Of course, the wisest thing to do is to learn how to live within your means: don't spend more than you make by charging everything from dinners out at your favorite restaurant to a vacation in Spain. It doesn't mean that you can't splurge every once in a while, but just don't go overboard.

But if you do discover that your debt is getting out of hand, you have two choices. Eliminate your spending as much as you can, and find additional sources of cash to help pay down those debts.

Some ways you can cut back on your spending include:

  • Evaluate your transportation needs. Some households have three or four cars and are paying unnecessary car payments, maintenance costs, and car insurance. See if you can eliminate a car from your collection, and you will save money on your monthly expenses.

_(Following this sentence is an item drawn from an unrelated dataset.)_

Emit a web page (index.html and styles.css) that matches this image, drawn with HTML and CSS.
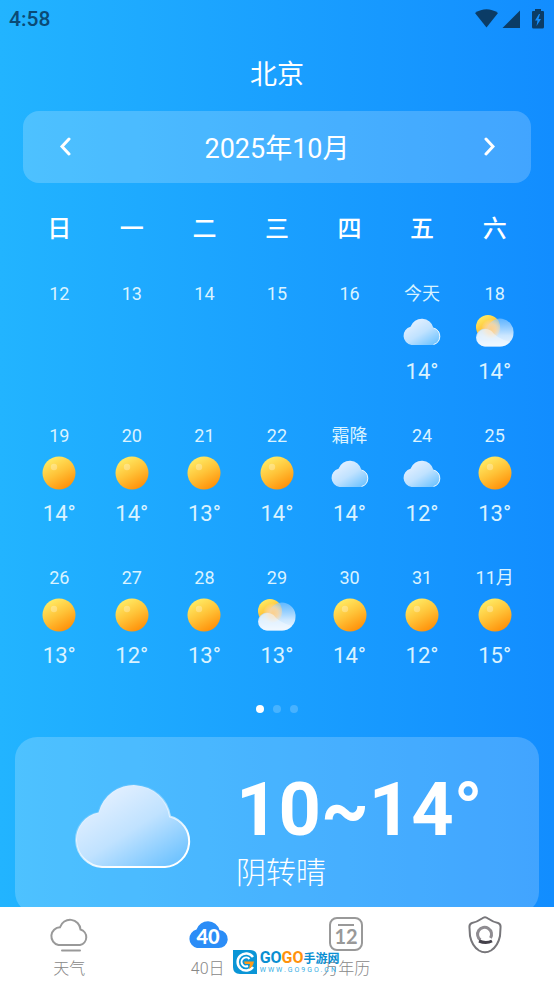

  • Eat out less frequently. If you have a habit of eating meals out on a regular basis, start weaning yourself away from this costly habit. Brown bag you lunch as often as you can, and create meals at home that you enjoy.

  • Start comparing prices when you shop. Too many people fall into the habit of going to the same store and never pay attention to prices. Learn to compare value for value, and you will shop wiser and pay less.

Some ways to find additional sources of cash include:

  • Sell items you no longer use or need. Many people are now using online auctions, such as E-bay, to sell items and raise cash.

  • Cash in any savings bonds that have reached their maturity dates.

  • Borrow against your life-insurance policy. (Financial experts sometimes disagree on this, so think carefully before doing so.)

You always have the option of getting a second job, but if you do, just make sure that the money you earn from it goes toward reducing your debt.

If you still need assistance, you might contact a local office of the Consumer Credit Counseling Service.